* Given request
Can you find the lines of the listing that include "this" and copy every one?

========================================

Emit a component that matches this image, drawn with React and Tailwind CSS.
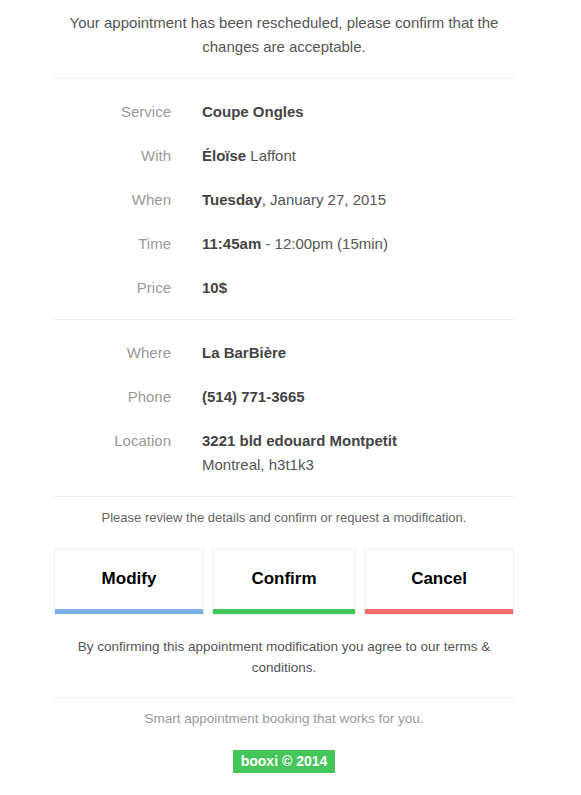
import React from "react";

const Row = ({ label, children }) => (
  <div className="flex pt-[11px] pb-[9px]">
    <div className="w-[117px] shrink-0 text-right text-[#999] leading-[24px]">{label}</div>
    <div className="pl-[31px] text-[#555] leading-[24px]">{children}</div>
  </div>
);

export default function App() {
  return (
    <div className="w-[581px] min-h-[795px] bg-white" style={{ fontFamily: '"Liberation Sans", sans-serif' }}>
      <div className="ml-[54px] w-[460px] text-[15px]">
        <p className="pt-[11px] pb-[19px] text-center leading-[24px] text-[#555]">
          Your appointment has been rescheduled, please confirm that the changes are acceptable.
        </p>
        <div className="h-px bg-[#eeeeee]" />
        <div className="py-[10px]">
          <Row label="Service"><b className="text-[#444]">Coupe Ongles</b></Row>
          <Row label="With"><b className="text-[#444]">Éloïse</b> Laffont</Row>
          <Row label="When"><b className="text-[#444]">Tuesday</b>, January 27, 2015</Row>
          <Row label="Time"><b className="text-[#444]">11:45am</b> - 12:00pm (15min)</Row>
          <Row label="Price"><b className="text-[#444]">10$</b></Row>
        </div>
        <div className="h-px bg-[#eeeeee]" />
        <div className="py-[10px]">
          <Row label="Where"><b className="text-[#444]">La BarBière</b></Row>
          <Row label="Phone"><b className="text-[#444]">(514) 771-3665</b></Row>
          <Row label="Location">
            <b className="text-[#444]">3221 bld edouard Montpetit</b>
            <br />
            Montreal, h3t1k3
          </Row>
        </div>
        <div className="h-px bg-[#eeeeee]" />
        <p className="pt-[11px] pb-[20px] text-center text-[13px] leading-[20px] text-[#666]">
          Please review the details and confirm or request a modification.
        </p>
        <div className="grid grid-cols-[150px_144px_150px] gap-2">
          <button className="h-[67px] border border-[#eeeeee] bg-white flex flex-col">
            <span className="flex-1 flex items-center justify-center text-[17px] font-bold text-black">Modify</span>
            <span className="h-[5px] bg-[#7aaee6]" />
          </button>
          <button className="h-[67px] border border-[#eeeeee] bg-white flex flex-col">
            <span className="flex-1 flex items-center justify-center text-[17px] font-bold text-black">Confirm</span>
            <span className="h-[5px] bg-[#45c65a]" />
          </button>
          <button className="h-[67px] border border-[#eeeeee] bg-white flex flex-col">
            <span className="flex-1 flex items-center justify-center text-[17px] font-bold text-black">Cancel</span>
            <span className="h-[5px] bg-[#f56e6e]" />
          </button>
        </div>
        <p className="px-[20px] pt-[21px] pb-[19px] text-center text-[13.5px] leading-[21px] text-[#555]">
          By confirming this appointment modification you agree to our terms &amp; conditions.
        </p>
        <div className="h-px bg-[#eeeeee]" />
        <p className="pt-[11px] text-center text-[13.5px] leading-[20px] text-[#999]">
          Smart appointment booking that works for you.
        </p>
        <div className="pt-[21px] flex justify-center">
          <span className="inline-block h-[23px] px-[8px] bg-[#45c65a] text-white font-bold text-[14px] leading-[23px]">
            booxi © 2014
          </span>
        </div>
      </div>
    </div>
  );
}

========================================

* Solved problem
Emit a component that matches this image, drawn with React and Tailwind CSS.
          By confirming this appointment modification you agree to our terms &amp; conditions.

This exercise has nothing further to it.